** begin **

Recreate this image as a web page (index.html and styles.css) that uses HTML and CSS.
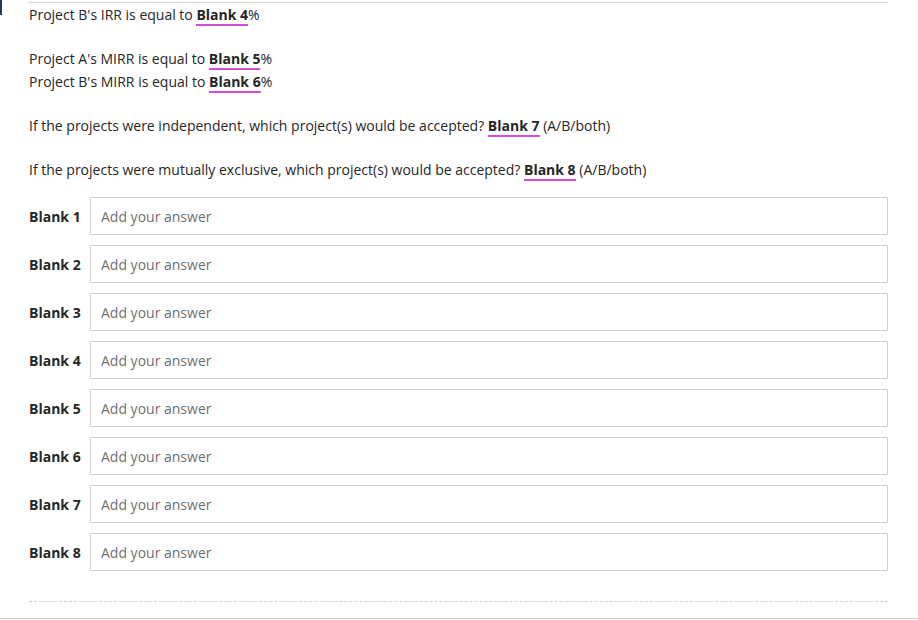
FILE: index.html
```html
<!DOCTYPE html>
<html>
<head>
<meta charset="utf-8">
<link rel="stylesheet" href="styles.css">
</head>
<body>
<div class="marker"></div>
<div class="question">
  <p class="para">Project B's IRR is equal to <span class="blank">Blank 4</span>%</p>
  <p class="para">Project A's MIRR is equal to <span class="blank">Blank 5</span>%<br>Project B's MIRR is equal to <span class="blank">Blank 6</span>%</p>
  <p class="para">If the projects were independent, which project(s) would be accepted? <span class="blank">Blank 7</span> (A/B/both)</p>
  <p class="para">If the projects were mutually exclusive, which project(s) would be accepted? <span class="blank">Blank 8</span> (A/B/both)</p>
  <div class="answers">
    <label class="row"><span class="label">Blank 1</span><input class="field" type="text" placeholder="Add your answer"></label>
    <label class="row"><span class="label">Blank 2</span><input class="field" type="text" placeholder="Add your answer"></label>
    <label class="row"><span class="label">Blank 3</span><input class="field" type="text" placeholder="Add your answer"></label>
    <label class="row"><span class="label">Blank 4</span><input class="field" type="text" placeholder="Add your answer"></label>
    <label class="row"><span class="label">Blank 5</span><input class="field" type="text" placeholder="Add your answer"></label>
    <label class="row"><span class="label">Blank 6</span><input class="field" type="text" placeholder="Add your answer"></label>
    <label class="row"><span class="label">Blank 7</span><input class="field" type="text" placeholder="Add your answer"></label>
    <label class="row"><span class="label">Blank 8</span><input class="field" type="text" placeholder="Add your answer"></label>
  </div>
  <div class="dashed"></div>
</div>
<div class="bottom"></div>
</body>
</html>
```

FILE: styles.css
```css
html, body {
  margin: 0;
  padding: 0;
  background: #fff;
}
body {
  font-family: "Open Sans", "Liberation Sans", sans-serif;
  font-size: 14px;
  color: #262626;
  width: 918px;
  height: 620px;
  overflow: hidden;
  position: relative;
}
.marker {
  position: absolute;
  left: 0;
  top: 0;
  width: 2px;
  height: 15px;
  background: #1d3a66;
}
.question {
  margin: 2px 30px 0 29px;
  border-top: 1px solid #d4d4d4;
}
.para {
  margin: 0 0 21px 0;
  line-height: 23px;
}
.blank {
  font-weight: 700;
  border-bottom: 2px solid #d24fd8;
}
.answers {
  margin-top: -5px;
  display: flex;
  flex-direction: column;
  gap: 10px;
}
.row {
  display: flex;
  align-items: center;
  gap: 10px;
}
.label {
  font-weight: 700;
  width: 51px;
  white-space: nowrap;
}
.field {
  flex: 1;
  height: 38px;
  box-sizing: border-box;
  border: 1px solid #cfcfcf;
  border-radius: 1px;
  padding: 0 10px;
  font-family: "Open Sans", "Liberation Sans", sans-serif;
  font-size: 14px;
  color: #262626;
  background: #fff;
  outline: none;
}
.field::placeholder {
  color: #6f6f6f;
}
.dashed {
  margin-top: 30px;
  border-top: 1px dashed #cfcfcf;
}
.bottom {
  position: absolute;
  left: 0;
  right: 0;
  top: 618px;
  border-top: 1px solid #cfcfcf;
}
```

** end **

TASK TO COMPLETE :: Images should not appear in the copy; retype the listing above exactly.

RESULT OF THE TASK ::
Recreate this image as a web page (index.html and styles.css) that uses HTML and CSS.
FILE: index.html
```html
<!DOCTYPE html>
<html>
<head>
<meta charset="utf-8">
<link rel="stylesheet" href="styles.css">
</head>
<body>
<div class="marker"></div>
<div class="question">
  <p class="para">Project B's IRR is equal to <span class="blank">Blank 4</span>%</p>
  <p class="para">Project A's MIRR is equal to <span class="blank">Blank 5</span>%<br>Project B's MIRR is equal to <span class="blank">Blank 6</span>%</p>
  <p class="para">If the projects were independent, which project(s) would be accepted? <span class="blank">Blank 7</span> (A/B/both)</p>
  <p class="para">If the projects were mutually exclusive, which project(s) would be accepted? <span class="blank">Blank 8</span> (A/B/both)</p>
  <div class="answers">
    <label class="row"><span class="label">Blank 1</span><input class="field" type="text" placeholder="Add your answer"></label>
    <label class="row"><span class="label">Blank 2</span><input class="field" type="text" placeholder="Add your answer"></label>
    <label class="row"><span class="label">Blank 3</span><input class="field" type="text" placeholder="Add your answer"></label>
    <label class="row"><span class="label">Blank 4</span><input class="field" type="text" placeholder="Add your answer"></label>
    <label class="row"><span class="label">Blank 5</span><input class="field" type="text" placeholder="Add your answer"></label>
    <label class="row"><span class="label">Blank 6</span><input class="field" type="text" placeholder="Add your answer"></label>
    <label class="row"><span class="label">Blank 7</span><input class="field" type="text" placeholder="Add your answer"></label>
    <label class="row"><span class="label">Blank 8</span><input class="field" type="text" placeholder="Add your answer"></label>
  </div>
  <div class="dashed"></div>
</div>
<div class="bottom"></div>
</body>
</html>
```

FILE: styles.css
```css
html, body {
  margin: 0;
  padding: 0;
  background: #fff;
}
body {
  font-family: "Open Sans", "Liberation Sans", sans-serif;
  font-size: 14px;
  color: #262626;
  width: 918px;
  height: 620px;
  overflow: hidden;
  position: relative;
}
.marker {
  position: absolute;
  left: 0;
  top: 0;
  width: 2px;
  height: 15px;
  background: #1d3a66;
}
.question {
  margin: 2px 30px 0 29px;
  border-top: 1px solid #d4d4d4;
}
.para {
  margin: 0 0 21px 0;
  line-height: 23px;
}
.blank {
  font-weight: 700;
  border-bottom: 2px solid #d24fd8;
}
.answers {
  margin-top: -5px;
  display: flex;
  flex-direction: column;
  gap: 10px;
}
.row {
  display: flex;
  align-items: center;
  gap: 10px;
}
.label {
  font-weight: 700;
  width: 51px;
  white-space: nowrap;
}
.field {
  flex: 1;
  height: 38px;
  box-sizing: border-box;
  border: 1px solid #cfcfcf;
  border-radius: 1px;
  padding: 0 10px;
  font-family: "Open Sans", "Liberation Sans", sans-serif;
  font-size: 14px;
  color: #262626;
  background: #fff;
  outline: none;
}
.field::placeholder {
  color: #6f6f6f;
}
.dashed {
  margin-top: 30px;
  border-top: 1px dashed #cfcfcf;
}
.bottom {
  position: absolute;
  left: 0;
  right: 0;
  top: 618px;
  border-top: 1px solid #cfcfcf;
}
```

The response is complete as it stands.